Strongly related to the issue of effectiveness is the idea of what constitutes a 'high performing' governing body, and whether it is possible to demonstrate any correlation between such a board and the overall performance of an HEI. In the private sector, high performing companies increasingly require high performing boards, and it is difficult to conceive of a board being held to be effective where a company is performing less than satisfactorily. However, in higher education it has been perfectly possible to have the situation where corporate governance has had little relationship to the efficiency and effectiveness of teaching and research. In such circumstances the case for enhancing governance in higher education ideally needs to be made not only on the basis of public accountability, but also by demonstrating the 'added value' to institutional performance that effective governance can bring.
There is a significant literature on board performance in both the private and public sectors, however, until recently there has been less research in relation to governing body effectiveness in higher education, and where it exists it has not been brought together in a convenient way for governors and senior managers to explore. This report seeks to provide that information.
Accordingly, although the appendices set out a wide range of data, the main part of this report is based upon a number of key existing sources. In particular:
- A study commissioned by CUC and the Leadership Foundation to provide data on governing body effectiveness in a sample of UK HEIs, which was undertaken by the Office of Public Management (OPM). This involved a survey of 27 sample HEIs and a more detailed review of governance in five case study universities. Their survey data is summarised in Section 2 and in Appendix A.

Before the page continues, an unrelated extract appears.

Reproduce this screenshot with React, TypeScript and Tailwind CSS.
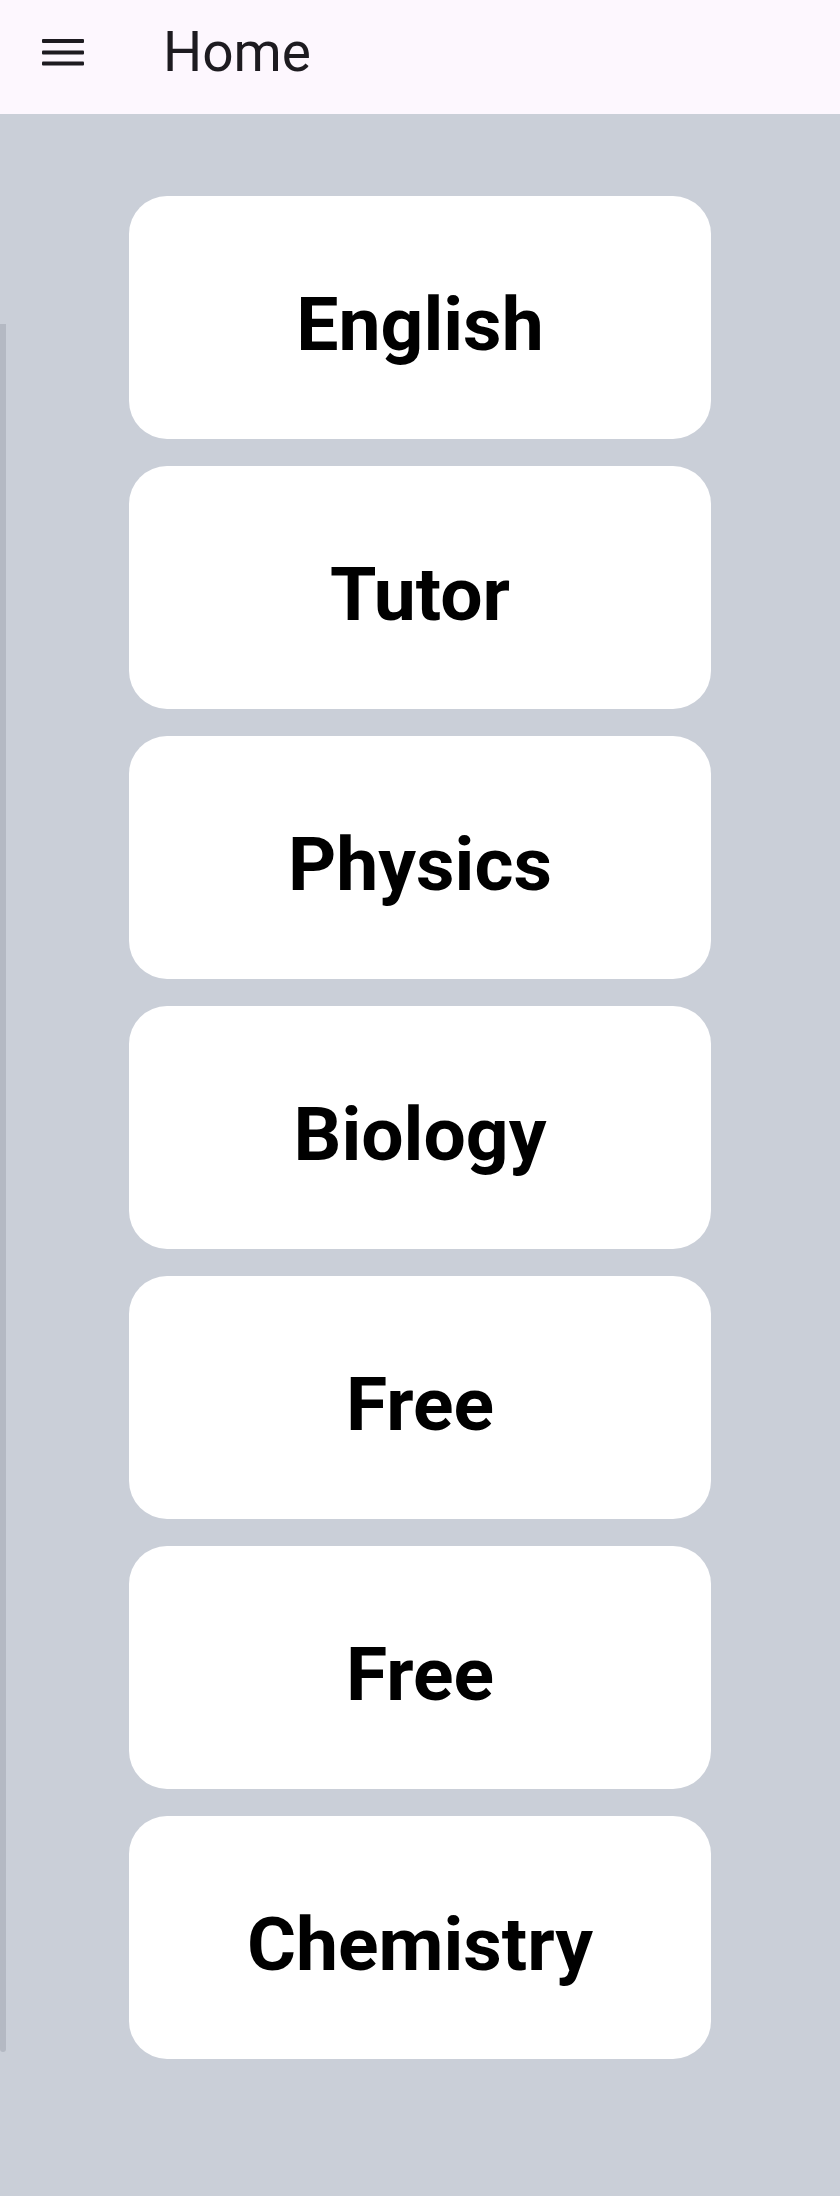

- Research by David Llewellyn on the role of the secretary of governing bodies, funded by the Leadership Foundation. Substantial parts of Llewellyn's work are included in this Report with his approval.
- Various publications of the CUC, including its Guide for governing body members and its Code of Governance, both produced in 2004 and influential in shaping subsequent interest in governance.
- A selective literature review on effective governance in higher education (both in the UK andoverseas), and in other sectors
The Report is arranged so that readers may 'dip' into those sections which interest them most. Section 2 summarises research data (including that from OPM) on the current state of governance in HEIs, and is the foundation for everything which follows. Section 3 identifies what can be learnt from governance in other sectors, and also introduces some existing ways of conceptualising governance. Experienced governors might wish to omit this section. Section 4 presents an approach to identifying effective governance in HEIs, and determining how the added value of governing bodies can be assessed. Analysis of the OPM survey data and a literature review are provided in Appendices A and B for those readers who wish more information.